The Hacker: Waitrose can wait as I finally find the solution: go and check it out
The pathetic desire to improve that lurks in the breast of every useless golfer is surely linked to a form of Stockholm Syndrome. Despite regular lessons I have been playing off the same allowance for a year now, and picking up a card from the pro shop on competition days is becoming something of a frustration for all concerned.
The routine is as follows. "Handicap?", briskly. "Twenty two," sotto voce. "Still?" is unspoken, but it hovers in the air for all in the waiting queue to see, pushed there by a little resigned sigh.
Honestly, Mark (the pro), I really do want to get better. I really do listen to what you say. I want to please you by being able to report progress. It's not your fault, it's mine. I'll even buy a tank top with diamonds on it if it would help.
Then on Thursday – hallelujah – the first fairway turned into the road to Damascus. The occasion was thoroughly low key; my infinitely more competent chum Viv pulls on the club colours tomorrow in the first round of an inter-Suffolk team matchplay contest and we decided that a spin round the front nine together would help both player and caddy alike.
The point of the half-round was a run-through for Viv and from her point of view it all went well enough. From mine? Well, I played the nine holes in 40 shots. Yes, 40. That's only three over actual par. The equivalent of playing off six.
I had never done such a thing before, or even come close, nor do I expect to do so again, not in this universe anyway.
At about the same time, the young professional Ross Fisher was putting together the best round of his life, a 63 in the European Open in Kent, a feat which he later attributed to his new driver.
Perhaps there's something in that; I have not long acquired a 12-degree Ping Rapture (credit where it's due), which has produced more length.
But that day there was more to it than equipment. We talked ourselves round, but not the usual "I've-got-to-go-to-Waitrose-after, isn't-it-a-lovely-day, look-there's-a-baby-bunny" stream of consciousness.
We talked through our shots, how we visualised them, what the ball was going to do. We talked about the importance of concentrating on set-up and routines.

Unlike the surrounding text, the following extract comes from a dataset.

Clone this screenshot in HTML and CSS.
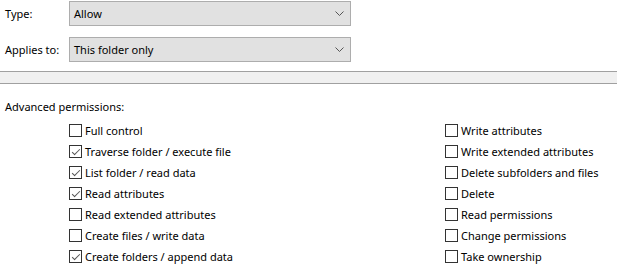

We weighed up the percentage play. We talked of turns and follow-throughs. We looked at the putts from all angles. We slowed it all down.
All of which the long-suffering Mark tells us we should do. And it appears that if you do what you're told, it works. Goodness me, fancy that.
After the ninth (40! 26 points!) we opted to play up the 18th. My third shot was a wedge to the green. Pah! Easy!
As I addressed it, Mark appeared, walking back down from the range with four more adoring pupils. Politely, they stopped and waited.
Here was the opportunity for glory in front of the master. I told him of my wonder score. And then thinned the ball sideways into a bunker.
He gave that familiar sigh, and moved on. If only he could have seen the ones I played earlier.